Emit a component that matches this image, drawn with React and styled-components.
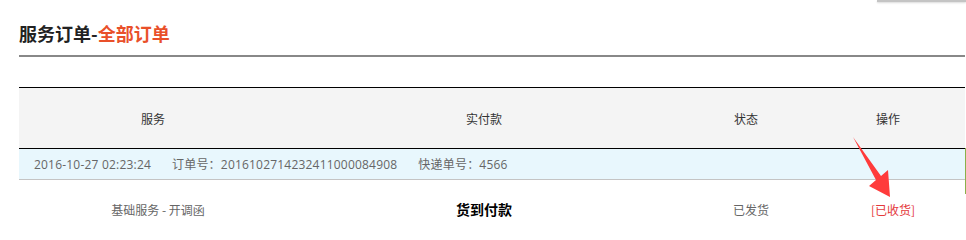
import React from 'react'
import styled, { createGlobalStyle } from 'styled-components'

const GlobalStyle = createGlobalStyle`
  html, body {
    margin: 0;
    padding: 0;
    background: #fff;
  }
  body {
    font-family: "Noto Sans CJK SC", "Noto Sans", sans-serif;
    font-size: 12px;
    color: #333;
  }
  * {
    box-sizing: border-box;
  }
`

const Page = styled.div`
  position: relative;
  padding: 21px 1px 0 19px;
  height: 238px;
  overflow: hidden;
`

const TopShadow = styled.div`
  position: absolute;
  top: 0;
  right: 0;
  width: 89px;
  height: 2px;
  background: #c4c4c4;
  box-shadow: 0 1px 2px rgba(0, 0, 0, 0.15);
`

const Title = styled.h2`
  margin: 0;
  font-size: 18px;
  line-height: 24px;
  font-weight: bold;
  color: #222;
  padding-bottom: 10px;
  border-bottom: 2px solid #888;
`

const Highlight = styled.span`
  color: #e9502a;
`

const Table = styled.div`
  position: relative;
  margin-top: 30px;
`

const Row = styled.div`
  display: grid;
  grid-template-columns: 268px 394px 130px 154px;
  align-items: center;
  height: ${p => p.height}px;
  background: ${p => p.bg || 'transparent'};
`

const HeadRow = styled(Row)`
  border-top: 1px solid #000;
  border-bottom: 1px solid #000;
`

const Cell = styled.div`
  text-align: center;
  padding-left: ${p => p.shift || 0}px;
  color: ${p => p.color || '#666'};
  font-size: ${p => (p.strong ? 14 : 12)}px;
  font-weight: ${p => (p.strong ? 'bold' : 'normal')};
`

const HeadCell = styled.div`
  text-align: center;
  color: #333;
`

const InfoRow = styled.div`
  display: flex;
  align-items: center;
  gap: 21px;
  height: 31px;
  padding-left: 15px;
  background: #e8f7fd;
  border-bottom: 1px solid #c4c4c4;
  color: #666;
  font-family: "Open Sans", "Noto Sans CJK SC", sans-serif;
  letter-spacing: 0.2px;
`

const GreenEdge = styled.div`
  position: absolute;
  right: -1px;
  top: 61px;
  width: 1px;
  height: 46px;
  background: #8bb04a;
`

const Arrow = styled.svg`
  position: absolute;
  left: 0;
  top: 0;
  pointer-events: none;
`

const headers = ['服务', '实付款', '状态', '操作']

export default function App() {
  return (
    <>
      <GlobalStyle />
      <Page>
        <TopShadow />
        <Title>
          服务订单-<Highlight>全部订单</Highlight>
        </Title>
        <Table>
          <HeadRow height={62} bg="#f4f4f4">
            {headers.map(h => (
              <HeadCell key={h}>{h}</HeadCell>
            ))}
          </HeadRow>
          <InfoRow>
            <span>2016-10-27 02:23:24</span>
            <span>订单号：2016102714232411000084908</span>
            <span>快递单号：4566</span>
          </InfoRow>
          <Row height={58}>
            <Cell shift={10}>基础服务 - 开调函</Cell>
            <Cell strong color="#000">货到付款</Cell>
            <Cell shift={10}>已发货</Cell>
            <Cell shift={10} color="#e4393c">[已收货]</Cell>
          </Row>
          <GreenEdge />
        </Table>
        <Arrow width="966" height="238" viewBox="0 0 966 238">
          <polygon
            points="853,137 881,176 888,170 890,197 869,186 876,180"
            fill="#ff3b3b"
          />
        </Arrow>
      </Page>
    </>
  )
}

##########

(Aim of the exercise):
Write the material out again exactly as it appears, dropping the pictures.

(Response):
Emit a component that matches this image, drawn with React and styled-components.
import React from 'react'
import styled, { createGlobalStyle } from 'styled-components'

const GlobalStyle = createGlobalStyle`
  html, body {
    margin: 0;
    padding: 0;
    background: #fff;
  }
  body {
    font-family: "Noto Sans CJK SC", "Noto Sans", sans-serif;
    font-size: 12px;
    color: #333;
  }
  * {
    box-sizing: border-box;
  }
`

const Page = styled.div`
  position: relative;
  padding: 21px 1px 0 19px;
  height: 238px;
  overflow: hidden;
`

const TopShadow = styled.div`
  position: absolute;
  top: 0;
  right: 0;
  width: 89px;
  height: 2px;
  background: #c4c4c4;
  box-shadow: 0 1px 2px rgba(0, 0, 0, 0.15);
`

const Title = styled.h2`
  margin: 0;
  font-size: 18px;
  line-height: 24px;
  font-weight: bold;
  color: #222;
  padding-bottom: 10px;
  border-bottom: 2px solid #888;
`

const Highlight = styled.span`
  color: #e9502a;
`

const Table = styled.div`
  position: relative;
  margin-top: 30px;
`

const Row = styled.div`
  display: grid;
  grid-template-columns: 268px 394px 130px 154px;
  align-items: center;
  height: ${p => p.height}px;
  background: ${p => p.bg || 'transparent'};
`

const HeadRow = styled(Row)`
  border-top: 1px solid #000;
  border-bottom: 1px solid #000;
`

const Cell = styled.div`
  text-align: center;
  padding-left: ${p => p.shift || 0}px;
  color: ${p => p.color || '#666'};
  font-size: ${p => (p.strong ? 14 : 12)}px;
  font-weight: ${p => (p.strong ? 'bold' : 'normal')};
`

const HeadCell = styled.div`
  text-align: center;
  color: #333;
`

const InfoRow = styled.div`
  display: flex;
  align-items: center;
  gap: 21px;
  height: 31px;
  padding-left: 15px;
  background: #e8f7fd;
  border-bottom: 1px solid #c4c4c4;
  color: #666;
  font-family: "Open Sans", "Noto Sans CJK SC", sans-serif;
  letter-spacing: 0.2px;
`

const GreenEdge = styled.div`
  position: absolute;
  right: -1px;
  top: 61px;
  width: 1px;
  height: 46px;
  background: #8bb04a;
`

const Arrow = styled.svg`
  position: absolute;
  left: 0;
  top: 0;
  pointer-events: none;
`

const headers = ['服务', '实付款', '状态', '操作']

export default function App() {
  return (
    <>
      <GlobalStyle />
      <Page>
        <TopShadow />
        <Title>
          服务订单-<Highlight>全部订单</Highlight>
        </Title>
        <Table>
          <HeadRow height={62} bg="#f4f4f4">
            {headers.map(h => (
              <HeadCell key={h}>{h}</HeadCell>
            ))}
          </HeadRow>
          <InfoRow>
            <span>2016-10-27 02:23:24</span>
            <span>订单号：2016102714232411000084908</span>
            <span>快递单号：4566</span>
          </InfoRow>
          <Row height={58}>
            <Cell shift={10}>基础服务 - 开调函</Cell>
            <Cell strong color="#000">货到付款</Cell>
            <Cell shift={10}>已发货</Cell>
            <Cell shift={10} color="#e4393c">[已收货]</Cell>
          </Row>
          <GreenEdge />
        </Table>
        <Arrow width="966" height="238" viewBox="0 0 966 238">
          <polygon
            points="853,137 881,176 888,170 890,197 869,186 876,180"
            fill="#ff3b3b"
          />
        </Arrow>
      </Page>
    </>
  )
}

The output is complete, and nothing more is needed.